++++ Record list ++++

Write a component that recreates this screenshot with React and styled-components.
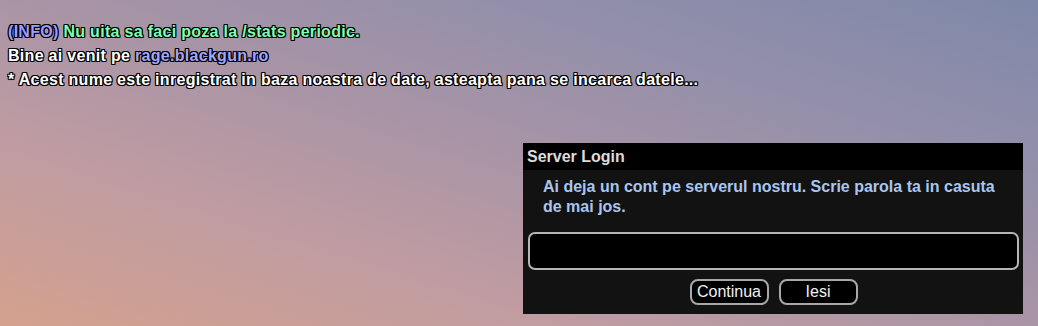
import React from 'react'
import styled, { createGlobalStyle } from 'styled-components'

const GlobalStyle = createGlobalStyle`
  html, body {
    margin: 0;
    padding: 0;
  }
  body {
    font-family: "Liberation Sans", Arial, sans-serif;
  }
`

const Screen = styled.div`
  width: 1038px;
  height: 326px;
  overflow: hidden;
  box-sizing: border-box;
  padding: 20px 0 0 8px;
  display: flex;
  flex-direction: column;
  background: linear-gradient(to top right, #d4a18d 0%, #c09ca2 28%, #a894a6 52%, #928fab 75%, #7f88a8 100%);
`

const Chat = styled.div`
  display: flex;
  flex-direction: column;
`

const ChatLine = styled.div`
  font-family: "Liberation Sans", Arial, sans-serif;
  font-weight: bold;
  font-size: 16px;
  letter-spacing: 0.3px;
  line-height: 24px;
  color: #ffffff;
  white-space: nowrap;
  text-shadow:
    -1px -1px 0 #000, 1px -1px 0 #000, -1px 1px 0 #000, 1px 1px 0 #000,
    0 -1px 0 #000, 0 1px 0 #000, -1px 0 0 #000, 1px 0 0 #000;
`

const Tint = styled.span`
  color: ${p => p.$color};
`

const Window = styled.div`
  width: 500px;
  margin: 51px 0 0 515px;
  background: #121212;
  display: flex;
  flex-direction: column;
`

const TitleBar = styled.div`
  height: 27px;
  background: #000;
  color: #dcdcdc;
  font-size: 16px;
  font-weight: bold;
  line-height: 27px;
  padding-left: 4px;
`

const Body = styled.div`
  display: flex;
  flex-direction: column;
  padding: 7px 4px 9px 5px;
`

const Message = styled.p`
  margin: 0;
  padding: 0 5px 0 15px;
  color: #a9c6ee;
  font-size: 16px;
  font-weight: bold;
  line-height: 20px;
`

const Field = styled.input`
  margin-top: 15px;
  height: 38px;
  box-sizing: border-box;
  background: #000;
  border: 2px solid #b5b5b5;
  border-radius: 7px;
  outline: none;
  color: #fff;
  font-size: 15px;
  padding: 0 8px;
`

const Actions = styled.div`
  margin-top: 9px;
  display: flex;
  justify-content: center;
  gap: 10px;
`

const Button = styled.button`
  width: 79px;
  height: 26px;
  box-sizing: border-box;
  background: #000;
  border: 2px solid #a8a8a8;
  border-radius: 8px;
  color: #f2f2f2;
  font-family: "Liberation Sans", Arial, sans-serif;
  font-size: 16px;
  padding: 0;
  cursor: pointer;
`

export default function App() {
  return (
    <>
      <GlobalStyle />
      <Screen>
        <Chat>
          <ChatLine>
            <Tint $color="#9c9eff">(INFO)</Tint> <Tint $color="#7dffb4">Nu uita sa faci poza la /stats periodic.</Tint>
          </ChatLine>
          <ChatLine>
            Bine ai venit pe <Tint $color="#a2a6ff">rage.blackgun.ro</Tint>
          </ChatLine>
          <ChatLine>
            * Acest nume este inregistrat in baza noastra de date, asteapta pana se incarca datele...
          </ChatLine>
        </Chat>
        <Window>
          <TitleBar>Server Login</TitleBar>
          <Body>
            <Message>Ai deja un cont pe serverul nostru. Scrie parola ta in casuta de mai jos.</Message>
            <Field type="password" />
            <Actions>
              <Button>Continua</Button>
              <Button>Iesi</Button>
            </Actions>
          </Body>
        </Window>
      </Screen>
    </>
  )
}
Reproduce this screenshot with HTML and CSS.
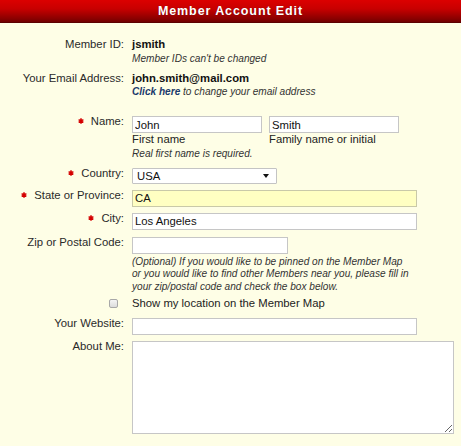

++++

Goal —
Copy the listing word for word, excluding its pictures.

The completed task —
Write a component that recreates this screenshot with React and styled-components.
import React from 'react'
import styled, { createGlobalStyle } from 'styled-components'

const GlobalStyle = createGlobalStyle`
  html, body {
    margin: 0;
    padding: 0;
  }
  body {
    font-family: "Liberation Sans", Arial, sans-serif;
  }
`

const Screen = styled.div`
  width: 1038px;
  height: 326px;
  overflow: hidden;
  box-sizing: border-box;
  padding: 20px 0 0 8px;
  display: flex;
  flex-direction: column;
  background: linear-gradient(to top right, #d4a18d 0%, #c09ca2 28%, #a894a6 52%, #928fab 75%, #7f88a8 100%);
`

const Chat = styled.div`
  display: flex;
  flex-direction: column;
`

const ChatLine = styled.div`
  font-family: "Liberation Sans", Arial, sans-serif;
  font-weight: bold;
  font-size: 16px;
  letter-spacing: 0.3px;
  line-height: 24px;
  color: #ffffff;
  white-space: nowrap;
  text-shadow:
    -1px -1px 0 #000, 1px -1px 0 #000, -1px 1px 0 #000, 1px 1px 0 #000,
    0 -1px 0 #000, 0 1px 0 #000, -1px 0 0 #000, 1px 0 0 #000;
`

const Tint = styled.span`
  color: ${p => p.$color};
`

const Window = styled.div`
  width: 500px;
  margin: 51px 0 0 515px;
  background: #121212;
  display: flex;
  flex-direction: column;
`

const TitleBar = styled.div`
  height: 27px;
  background: #000;
  color: #dcdcdc;
  font-size: 16px;
  font-weight: bold;
  line-height: 27px;
  padding-left: 4px;
`

const Body = styled.div`
  display: flex;
  flex-direction: column;
  padding: 7px 4px 9px 5px;
`

const Message = styled.p`
  margin: 0;
  padding: 0 5px 0 15px;
  color: #a9c6ee;
  font-size: 16px;
  font-weight: bold;
  line-height: 20px;
`

const Field = styled.input`
  margin-top: 15px;
  height: 38px;
  box-sizing: border-box;
  background: #000;
  border: 2px solid #b5b5b5;
  border-radius: 7px;
  outline: none;
  color: #fff;
  font-size: 15px;
  padding: 0 8px;
`

const Actions = styled.div`
  margin-top: 9px;
  display: flex;
  justify-content: center;
  gap: 10px;
`

const Button = styled.button`
  width: 79px;
  height: 26px;
  box-sizing: border-box;
  background: #000;
  border: 2px solid #a8a8a8;
  border-radius: 8px;
  color: #f2f2f2;
  font-family: "Liberation Sans", Arial, sans-serif;
  font-size: 16px;
  padding: 0;
  cursor: pointer;
`

export default function App() {
  return (
    <>
      <GlobalStyle />
      <Screen>
        <Chat>
          <ChatLine>
            <Tint $color="#9c9eff">(INFO)</Tint> <Tint $color="#7dffb4">Nu uita sa faci poza la /stats periodic.</Tint>
          </ChatLine>
          <ChatLine>
            Bine ai venit pe <Tint $color="#a2a6ff">rage.blackgun.ro</Tint>
          </ChatLine>
          <ChatLine>
            * Acest nume este inregistrat in baza noastra de date, asteapta pana se incarca datele...
          </ChatLine>
        </Chat>
        <Window>
          <TitleBar>Server Login</TitleBar>
          <Body>
            <Message>Ai deja un cont pe serverul nostru. Scrie parola ta in casuta de mai jos.</Message>
            <Field type="password" />
            <Actions>
              <Button>Continua</Button>
              <Button>Iesi</Button>
            </Actions>
          </Body>
        </Window>
      </Screen>
    </>
  )
}
Reproduce this screenshot with HTML and CSS.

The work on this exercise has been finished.